Читать «Звёздная болезнь, или Зрелые годы мизантропа. Том 2» онлайн - страница 305

Вячеслав Борисович Репин

Ничего не менять! Вот первое правило здравомыслящего человека. Не нарушать его ни при каких обстоятельствах! Но разве я уже не клялся себе соблюдать это правило любой ценой, в любой ситуации, чего бы это ни стоило? Не пытаться ничего «изменить к лучшему», а беречь, стараться не испортить, не сделать хуже того, что уже есть. Высшее духовное состояние всегда сливается с самым полным смирением — наука простая…

По заверениям А. Б., у Л. всё будто бы благополучно. Ее отправили под опеку дальней тетки в Англию, где она собирается продолжать учебу (в Оксфорде). Надоумил ее, конечно, А. Б. Но и к лучшему…

Даже не знаю, что об этом думать. По сей день мне становится, в сущности, страшно, когда я об этом думаю…

15 января

Пробую продолжать записи. Жизнь выравнивается. Чувствую себя в полной физической форме, и опять, не успел я очухаться, как меня неодолимо тянет чем-то заниматься. Не могу побороть в себе эту старую невыносимую привычку.
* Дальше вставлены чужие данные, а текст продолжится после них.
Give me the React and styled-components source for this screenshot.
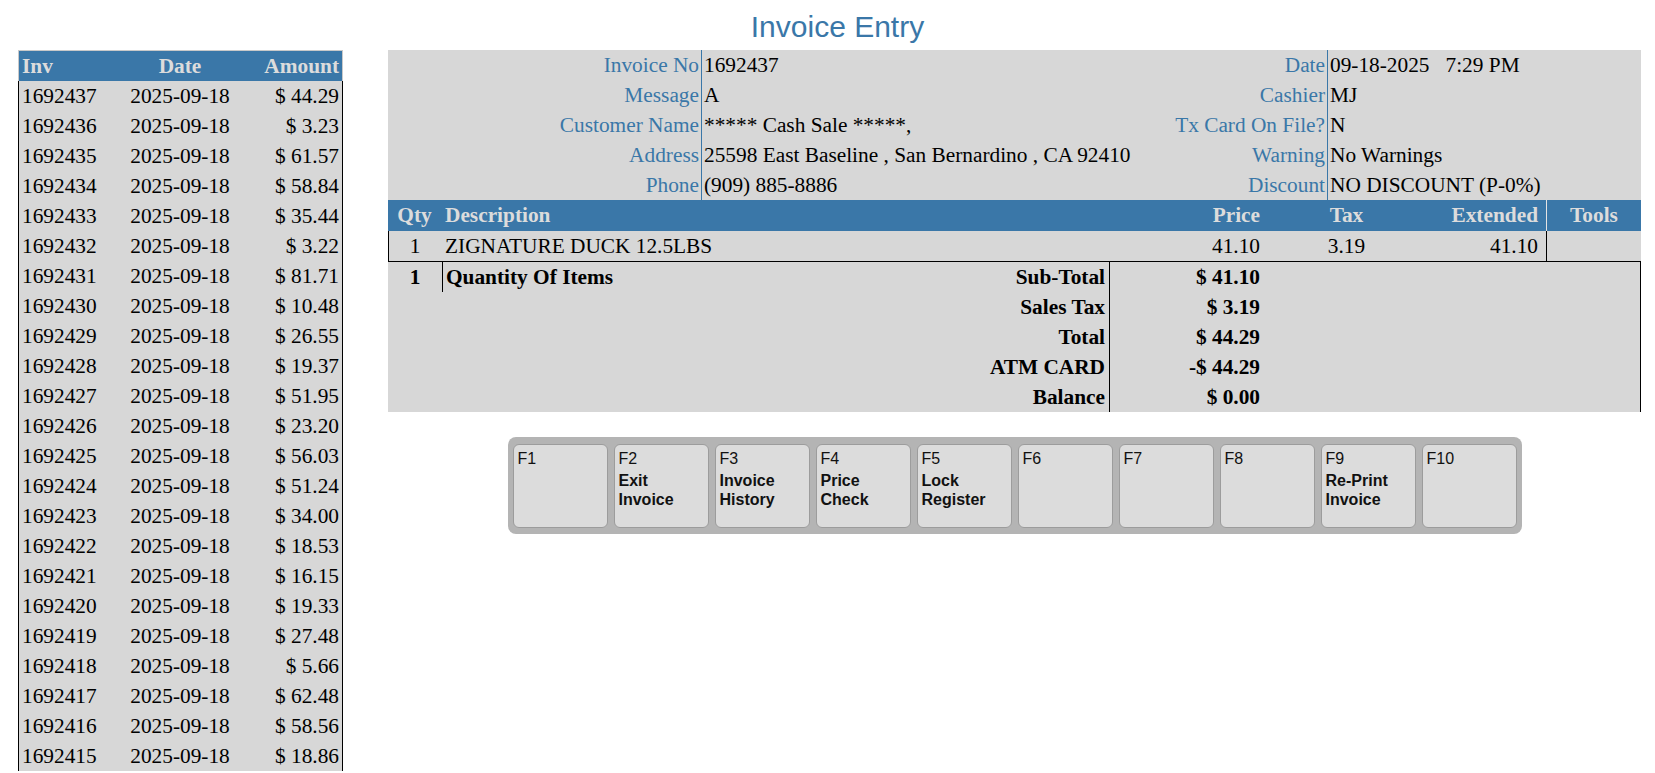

Солнце бывает только по утрам. После обеда держится серость. А впрочем, ужасные дни! Чем лучше чувствую себя физически, тем более глубокое опустошение накатывает изнутри, тем мучительнее хочется просто дотянуть до вечера, до ужина, до новостей по телевизору.

Вчера и сегодня читал попавшуюся под руки макулатурную книжонку. О Чайковском! И очень странное складывается впечатление. Неужели это и есть настоящая жизнь?!

Думаю, что музыка Чайковского мне понятна до последней ноты — она не сложна даже для такого неофита, как я. Но как она несовместима с образом автора, насколько она выглядит чище его самого! Хотя что тут странного? Со всеми происходит то же самое: если бы каждый из нас постоянно помнил о том, что всякий прожитый день «ближнего» состоит из мытья, бритья, чистки зубов, высиживания в туалете, из низменных забот, сводящихся к тому, чтобы набить брюхо «хлебом насущным», если бы мы отдавали себе отчет в том, что во всей деятельности «ближнего», на которую он оказался способен за минувший день, лишь сотая часть его мыслей достойна звания человека, а всё остальное — расчет, зависть, недоброжелательство, угождение плоти… — то, помня всё это, мы вряд ли смогли бы подличать по отношению друг к другу.

Да, так оно и есть: талант подобен айсбергу. Он может дрейфовать через целый океан, с видимой на поверхности одной лишь верхушкой. Творчество — это внешне упрощенный, схематический вариант личности, хотя и более глубокий и совершенно зашифрованный. Выводить из этого общее правило, впрочем, тоже трудно. Бывает и наоборот.

Как сказал Лао-цзы, истинные слова неприятны, а приятные слова не истинны. Он был прав тысячу раз.

17 января

Выйдя после обеда прогуляться, подумал вдруг о том, что главная ошибка, которую я всю жизнь допускал в отношениях со своим окружением, заключалась в переоценке своих возможностей.

Разве это не мания? Пусть притаившаяся в глубине и опосредованная стремлением к главному, к «большому». Но в этом случае благое — со стороны — намерение жить на повышенных скоростях, жить по большому счету и не размениваться на мелочи, обратно пропорционально боязни «малого» и в той же мере опосредовано тихом ужасом, который я всегда испытывал перед «малым». Отсюда и неспособность удовлетворяться жизнью каждого дня — такой, какая она есть. Отсюда неспособность находить в ней простой, первичный смысл. И это изначально порочно. Боязнь «малого» порождает непоследовательность в «большом». Именно поэтому я всегда и во всём оставался дилетантом — и в те времена, когда учился на юриста, и позднее, когда начал работать, зарабатывать, когда садовничал, когда возомнил из себя живописца. Но можно ли прожить жизнь, оставаясь вечным дилетантом?